I’ll take the long road of institution building, with its system of checks and balances on any day. As the chances of the dictator turning out to be Park or Lee Kuan Yew are much too low. And maybe we give too much credit to the leaders, and not enough to the people. A nation of people, that in spite of the challenges they found themselves in (and we haven’t even touched upon the daily threat from North Korea, and the relationship with the “big brothers” – China, Japan, Russia) still managed to pull themselves out of devastation, and later even bypass the middle-income trap.

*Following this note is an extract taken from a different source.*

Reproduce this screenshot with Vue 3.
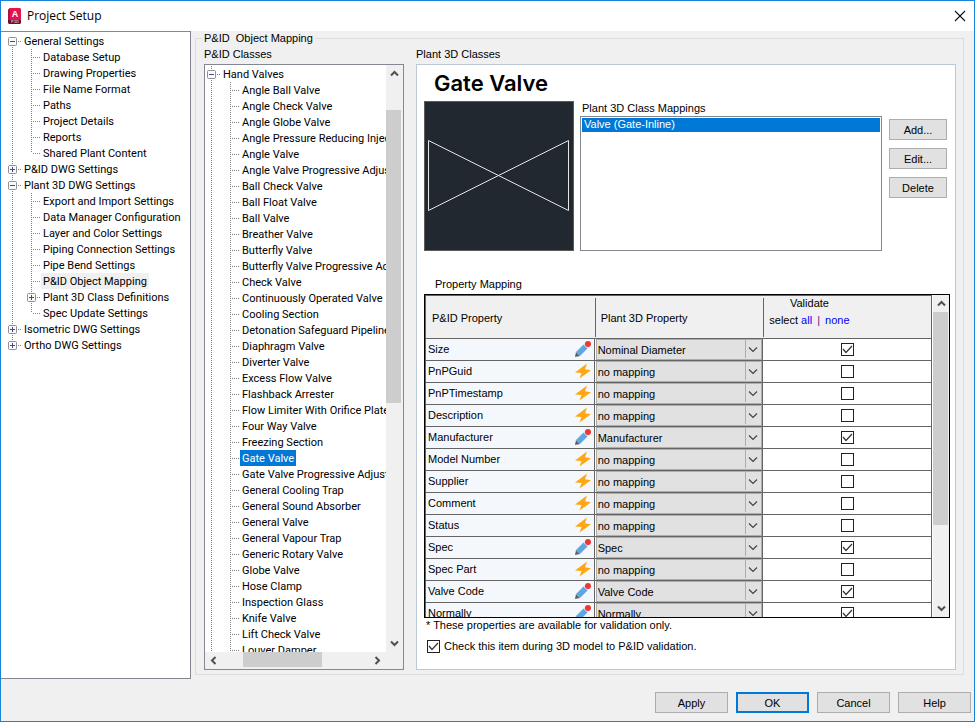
<script setup>
import { ref, h } from 'vue'

const settings = ref([
  { text: 'General Settings', depth: 0, box: '-', first: true },
  { text: 'Database Setup', depth: 1 },
  { text: 'Drawing Properties', depth: 1 },
  { text: 'File Name Format', depth: 1 },
  { text: 'Paths', depth: 1 },
  { text: 'Project Details', depth: 1 },
  { text: 'Reports', depth: 1 },
  { text: 'Shared Plant Content', depth: 1, last: true },
  { text: 'P&ID DWG Settings', depth: 0, box: '+' },
  { text: 'Plant 3D DWG Settings', depth: 0, box: '-' },
  { text: 'Export and Import Settings', depth: 1 },
  { text: 'Data Manager Configuration', depth: 1 },
  { text: 'Layer and Color Settings', depth: 1 },
  { text: 'Piping Connection Settings', depth: 1 },
  { text: 'Pipe Bend Settings', depth: 1 },
  { text: 'P&ID Object Mapping', depth: 1, current: true },
  { text: 'Plant 3D Class Definitions', depth: 1, box: '+' },
  { text: 'Spec Update Settings', depth: 1, last: true },
  { text: 'Isometric DWG Settings', depth: 0, box: '+' },
  { text: 'Ortho DWG Settings', depth: 0, box: '+', last: true },
])

const valves = [
  'Angle Ball Valve', 'Angle Check Valve', 'Angle Globe Valve',
  'Angle Pressure Reducing Injection Valve', 'Angle Valve', 'Angle Valve Progressive Adjustable',
  'Ball Check Valve', 'Ball Float Valve', 'Ball Valve', 'Breather Valve', 'Butterfly Valve',
  'Butterfly Valve Progressive Adjustable', 'Check Valve', 'Continuously Operated Valve',
  'Cooling Section', 'Detonation Safeguard Pipeline', 'Diaphragm Valve', 'Diverter Valve',
  'Excess Flow Valve', 'Flashback Arrester', 'Flow Limiter With Orifice Plate', 'Four Way Valve',
  'Freezing Section', 'Gate Valve', 'Gate Valve Progressive Adjustable', 'General Cooling Trap',
  'General Sound Absorber', 'General Valve', 'General Vapour Trap', 'Generic Rotary Valve',
  'Globe Valve', 'Hose Clamp', 'Inspection Glass', 'Knife Valve', 'Lift Check Valve', 'Louver Damper',
]
const classes = [
  { text: 'Hand Valves', depth: 0, box: '-' },
  ...valves.map((text) => ({ text, depth: 1, selected: text === 'Gate Valve' })),
]

const none = 'no mapping'
const rows = ref([
  { name: 'Size', value: 'Nominal Diameter', on: true },
  { name: 'PnPGuid', value: none, on: false },
  { name: 'PnPTimestamp', value: none, on: false },
  { name: 'Description', value: none, on: false },
  { name: 'Manufacturer', value: 'Manufacturer', on: true },
  { name: 'Model Number', value: none, on: false },
  { name: 'Supplier', value: none, on: false },
  { name: 'Comment', value: none, on: false },
  { name: 'Status', value: none, on: false },
  { name: 'Spec', value: 'Spec', on: true },
  { name: 'Spec Part', value: none, on: false },
  { name: 'Valve Code', value: 'Valve Code', on: true },
  { name: 'Normally', value: 'Normally', on: true },
])
const checkItem = ref(true)
const mapping = ref('Valve (Gate-Inline)')
const setAll = (on) => rows.value.forEach((r) => { r.on = on })

// Connector lines and expander box of one tree row, 19x16 per level.
const Guide = ({ node }) => {
  const line = (x1, y1, x2, y2) =>
    h('line', { x1, y1, x2, y2, stroke: '#808080', 'stroke-dasharray': '1 1', 'shape-rendering': 'crispEdges' })
  const x = node.depth * 19 + 9.5
  const parts = []
  if (node.depth) parts.push(line(9.5, 0, 9.5, 16))
  parts.push(line(x, node.first ? 8 : 0, x, node.last ? 8 : 16))
  parts.push(line(x + 1.5, 8.5, x + 9, 8.5))
  if (node.box) {
    parts.push(h('rect', { x: x - 4, y: 4.5, width: 8, height: 8, rx: 1, fill: '#fafafa', stroke: '#919191' }))
    parts.push(h('path', {
      d: `M${x - 2.5} 8.5h5` + (node.box === '+' ? `M${x} 6v5` : ''), stroke: '#3c4f96', fill: 'none',
    }))
  }
  const w = (node.depth + 1) * 19
  return h('svg', { width: w, height: 16, viewBox: `0 0 ${w} 16`, 'aria-hidden': 'true' }, parts)
}
Guide.props = ['node']

const turns = { up: 0, right: 90, down: 180, left: 270 }
const Arrow = ({ dir }) =>
  h('svg', { width: 17, height: 17, viewBox: '0 0 17 17', 'aria-hidden': 'true' }, [
    h('path', {
      d: 'M5 10.5l3.5-3.5 3.5 3.5', fill: 'none', stroke: '#505050', 'stroke-width': 2,
      transform: `rotate(${turns[dir]} 8.5 8.5)`,
    }),
  ])
Arrow.props = ['dir']
</script>

<template>
  <div class="window">
    <header class="titlebar">
      <svg class="logo" width="15" height="17" viewBox="0 0 15 17" aria-hidden="true">
        <path d="M1 2l2-2h10l1 1v11H1z" fill="#e5134f" />
        <path d="M1 2l2-2v12H1z" fill="#b30f3d" />
        <path d="M1 12h13v3l-1 1H2l-1-1z" fill="#6b0f2b" />
        <text x="8" y="9" text-anchor="middle" class="logo-a">A</text>
        <text x="8" y="15" text-anchor="middle" class="logo-p">P3D</text>
      </svg>
      <h1>Project Setup</h1>
      <button class="close" aria-label="Close">
        <svg width="12" height="12" viewBox="0 0 12 12"><path d="M1 1l10 10M11 1L1 11" stroke="#111" stroke-width="1.1" /></svg>
      </button>
    </header>

    <div class="body">
      <nav class="sidebar">
        <ul class="tree">
          <li v-for="n in settings" :key="n.text">
            <Guide :node="n" /><span class="node" :class="{ current: n.current }">{{ n.text }}</span>
          </li>
        </ul>
      </nav>

      <fieldset class="group">
        <legend>P&amp;ID&nbsp; Object Mapping</legend>
        <section class="classes">
          <h2>P&amp;ID Classes</h2>
          <div class="class-box">
            <ul class="tree scrolled">
              <li v-for="n in classes" :key="n.text">
                <Guide :node="n" /><span class="node" :class="{ selected: n.selected }">{{ n.text }}</span>
              </li>
            </ul>
            <div class="bar vertical">
              <Arrow dir="up" />
              <div class="track"><div class="skip tree-skip"></div><div class="thumb tree-thumb"></div></div>
              <Arrow dir="down" />
            </div>
            <div class="bar horizontal">
              <Arrow dir="left" />
              <div class="track"><div class="skip wide-skip"></div><div class="thumb wide-thumb"></div></div>
              <Arrow dir="right" />
            </div>
            <div class="bar"></div>
          </div>
        </section>

        <section class="details">
          <h2>Plant 3D Classes</h2>
          <div class="panel">
            <h3>Gate Valve</h3>
            <div class="top">
              <svg class="preview" width="150" height="150" viewBox="0 0 150 150" role="img" aria-label="Gate valve symbol">
                <rect x=".5" y=".5" width="149" height="149" fill="#212830" stroke="#5c5c5c" />
                <path d="M4.5 39.500L144.500 109.500V39.500L4.500 109.500z" fill="none" stroke="#e6e8ea" />
              </svg>
              <div class="mappings">
                <label for="mapping">Plant 3D Class Mappings</label>
                <select id="mapping" v-model="mapping" size="8" class="listbox">
                  <option>Valve (Gate-Inline)</option>
                </select>
              </div>
              <div class="actions">
                <button>Add...</button>
                <button>Edit...</button>
                <button>Delete</button>
              </div>
            </div>

            <h4>Property Mapping</h4>
            <div class="grid">
              <div class="viewport">
                <table>
                  <thead>
                    <tr>
                      <th><div class="head">P&amp;ID Property</div></th>
                      <th><div class="head split">Plant 3D Property</div></th>
                      <th>
                        <div class="head split validate">
                          <div class="select-all">Validate<br>select <a href="#" @click.prevent="setAll(true)">all</a> <i>|</i> <a href="#" @click.prevent="setAll(false)">none</a></div>
                        </div>
                      </th>
                    </tr>
                  </thead>
                  <tbody>
                    <tr v-for="r in rows" :key="r.name">
                      <td class="name">
                        <div class="name-cell">
                          <span>{{ r.name }}</span>
                          <svg v-if="r.value !== none" width="16" height="16" viewBox="0 0 16 16" aria-hidden="true">
                            <path d="M0 16l1-5 4 4z" fill="#606060" />
                            <path d="M1 11l7.500-7.500 4 4-7.500 7.500z" fill="#5ea7e0" />
                            <path d="M8.500 3.500l1.800-1.800 4 4-1.800 1.800z" fill="#d5dce2" />
                            <circle cx="13" cy="3" r="3" fill="#f03535" />
                          </svg>
                          <svg v-else width="16" height="16" viewBox="0 0 16 16" aria-hidden="true">
                            <path d="M12 .5L0 9.500l6.500.5L4.500 15.500 16 7.200 10 6.200z" fill="#ffa712" />
                          </svg>
                        </div>
                      </td>
                      <td>
                        <div class="combo">
                          <select v-model="r.value" :aria-label="r.name + ' mapping'">
                            <option>{{ r.value }}</option>
                          </select>
                          <svg width="17" height="20" viewBox="0 0 17 20" aria-hidden="true">
                            <path d="M.5 1v18" stroke="#adadad" /><path d="M4 8.500l4 4 4-4" fill="none" stroke="#444" stroke-width="1.200" />
                          </svg>
                        </div>
                      </td>
                      <td>
                        <div class="check">
                          <input v-model="r.on" type="checkbox" :aria-label="'Validate ' + r.name">
                          <svg v-if="r.on" width="13" height="13" viewBox="0 0 13 13" aria-hidden="true"><path d="M2 6l3 3.500 6-6.500" /></svg>
                        </div>
                      </td>
                    </tr>
                  </tbody>
                </table>
              </div>
              <div class="bar vertical narrow">
                <Arrow dir="up" />
                <div class="track"><div class="thumb table-thumb"></div></div>
                <Arrow dir="down" />
              </div>
            </div>
            <p class="note">* These properties are available for validation only.</p>
            <label class="item-check">
              <span class="check">
                <input v-model="checkItem" type="checkbox">
                <svg v-if="checkItem" width="13" height="13" viewBox="0 0 13 13" aria-hidden="true"><path d="M2 6l3 3.500 6-6.500" /></svg>
              </span>
              Check this item during 3D model to P&amp;ID validation.
            </label>
          </div>
        </section>
      </fieldset>
    </div>

    <footer class="footer">
      <button>Apply</button>
      <button class="default">OK</button>
      <button>Cancel</button>
      <button>Help</button>
    </footer>
  </div>
</template>

<style>
body { margin: 0; }
</style>

<style scoped>
* { box-sizing: border-box; }
.window {
  display: flex; flex-direction: column; height: 100vh;
  border: 1px solid #1883d7; background: #f0f0f0; color: #000;
  font: 11px/16px "Liberation Sans", Arial, sans-serif;
}
h1, h2, h3, h4, p, ul { margin: 0; padding: 0; font-size: 11px; font-weight: 400; }
button, select, input { font: inherit; color: inherit; margin: 0; }
svg { display: block; flex: none; }

.titlebar { display: flex; align-items: center; height: 30px; padding: 0 8px 0 6px; background: #fff; }
.titlebar h1 { flex: 1; margin-left: 5px; font: 12px/16px "Open Sans", "Noto Sans", sans-serif; }
.logo-a { font: bold 9px "Liberation Sans", sans-serif; fill: #fff; }
.logo-p { font: bold 4px "Liberation Sans", sans-serif; fill: #d9a5b4; }
.close { display: grid; padding: 0; border: 0; background: none; }

.body { display: flex; flex: 1; min-height: 0; }
.sidebar {
  flex: none; width: 190px; padding: 1px 0 0 2px; background: #fff;
  border: 1px solid #828790; border-left: 0;
}
.tree { list-style: none; white-space: nowrap; font-family: Roboto, "Liberation Sans", sans-serif; }
.tree li { display: flex; height: 16px; }
.node { padding: 0 2px; line-height: 18px; }
.current { background: #f0f0f0; }
.selected { background: #0078d7; color: #fff; }

.group {
  display: flex; flex: 1; gap: 12px; min-width: 0; min-height: 0;
  margin: 0 10px 4px 4px; padding: 0 7px 4px 8px; border: 1px solid #dcdcdc;
}
legend { padding: 0 2px; margin-left: -2px; line-height: 14px; }
h2 { padding-bottom: 1px; line-height: 18px; }
.classes { display: flex; flex-direction: column; flex: none; width: 200px; }
.class-box {
  display: grid; flex: 1; grid-template: minmax(0, 1fr) 17px / minmax(0, 1fr) 17px;
  min-height: 0; border: 1px solid #828790; background: #fff;
}
.scrolled { overflow: hidden; margin-left: 1px; padding-top: 1px; }
.scrolled li { margin-left: -4px; }

.bar { display: flex; background: #f0f0f0; }
.bar.vertical { flex-direction: column; width: 17px; }
.bar.narrow { width: 16px; }
.track { display: flex; flex: 1; min-height: 0; flex-direction: inherit; }
.thumb { background: #cdcdcd; }
.vertical .thumb { width: 15px; }
.horizontal .thumb { height: 15px; }
.tree-skip { height: 5%; }
.tree-thumb { height: 53%; }
.wide-skip { width: 14%; }
.wide-thumb { width: 54%; }
.table-thumb { height: 74%; }

.details { display: flex; flex: 1; flex-direction: column; min-width: 0; }
.panel {
  display: flex; flex: 1; flex-direction: column; min-height: 0;
  padding: 0 4px 15px 7px; border: 1px solid #bcc8d4; background: #fff;
}
h3 { padding: 4px 0 4px 10px; font: 600 22px/28px Inter, "Liberation Sans", sans-serif; }
.top { display: flex; padding-right: 4px; }
.mappings { display: flex; flex: 1; flex-direction: column; margin: 0 7px 0 6px; }
.mappings label { padding-left: 2px; line-height: 15px; }
.listbox {
  flex: 1; min-height: 0; padding: 1px; border: 1px solid #828790; border-radius: 0;
  background: #fff; outline: 0; overflow: hidden;
}
.listbox option { min-height: 14px; padding: 0 2px; line-height: 14px; }
.listbox option:checked { background: #0078d7 linear-gradient(#0078d7, #0078d7); color: #fff; }
.actions { display: flex; flex-direction: column; gap: 8px; width: 58px; padding-top: 18px; }
.actions button, .footer button {
  height: 21px; padding: 0; border: 1px solid #adadad; border-radius: 0; background: #e1e1e1;
}
h4 { padding: 25px 0 2px 11px; }

.grid {
  display: flex; flex: 1; min-height: 0; margin-right: 1px; border: 1px solid #000;
}
.viewport { flex: 1; overflow: hidden; margin-right: 1px; border: solid #646464; border-width: 1px 0 0 1px; }
table { width: 100%; table-layout: fixed; border-collapse: separate; border-spacing: 0; }
th { padding: 0; height: 43px; background: #f0f0f0; border-bottom: 1px solid #646464; font-weight: 400; text-align: left; }
th:last-child { border-right: 1px solid #646464; }
.head { display: flex; align-items: center; height: 39px; padding: 2px 0 0 6px; }
.split { border-left: 1px solid #646464; padding-left: 5px; }
.validate { align-items: flex-start; }
.select-all { text-align: center; line-height: 17px; margin-top: -5px; }
.select-all a { color: #00f; text-decoration: none; }
.select-all i { margin: 0 2px; color: #551a8b; font-style: normal; }
td { height: 22px; padding: 0; border: solid #646464; border-width: 0 1px 1px 0; }
.name { background: #f4f8fd; }
.name-cell { display: flex; align-items: center; justify-content: space-between; height: 21px; padding: 0 3px 1px 2px; }
.combo { display: grid; height: 21px; padding-left: 1px; }
.combo select {
  grid-area: 1 / 1; width: 100%; min-width: 0; padding: 0 0 0 1px; appearance: none;
  border: 1px solid #adadad; border-radius: 0; background: #e1e1e1;
}
.combo svg { grid-area: 1 / 1; justify-self: end; pointer-events: none; }
.check { display: grid; place-content: center; }
.check input { grid-area: 1 / 1; width: 13px; height: 13px; appearance: none; border: 1px solid #222; background: #fff; }
.check svg { grid-area: 1 / 1; pointer-events: none; fill: none; stroke: #333; stroke-width: 1.2px; }

.note { padding-left: 2px; line-height: 15px; }
.item-check { display: flex; align-items: center; gap: 4px; margin-top: 5px; padding-left: 3px; }

.footer { display: flex; justify-content: flex-end; gap: 8px; padding: 13px 3px 8px; }
.footer button { width: 73px; }
.footer .default { border: 2px solid #0078d7; }
</style>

Apart from the Wigs exhibit at the Global Knowledge Exchange and Development Center of Korea, one image that stayed with me was a picture of a couple donating their wedding rings to the Bank of Korea after the Asian financial crisis of 1997.

After the 1997 Asian financial crisis, in a downward chain of events, Korean financial institutions were unable to repay their foreign debts, foreign investors pulled $18 billion out of the country, Korean Won nose-dived and hundreds of thousands of Koreans lost their jobs. Korean government asked for an IMF bailout and the lender approved a $58 billion bailout package. Koreans, now jobless, and struggling to pay for their own day to day expenses, viewed the bailout package as shameful and united in a “gold-drive” to repay the loan as soon as possible. Companies started collecting personal donations of gold, with each family donating on average 85 grams and by the end of the year, $2.17 billion worth of gold was collected. In August 2001, the campaign repaid $19.5 billion in IMF-backed debt, three years ahead of schedule. To me, it is this unity of its people that is the secret to Korea’s success.

Author: Vera Kobalia

[1]The Human Development Index is a statistic composite index of life expectancy, education, and per capita income indicators, which are used to rank countries into four tiers of human development.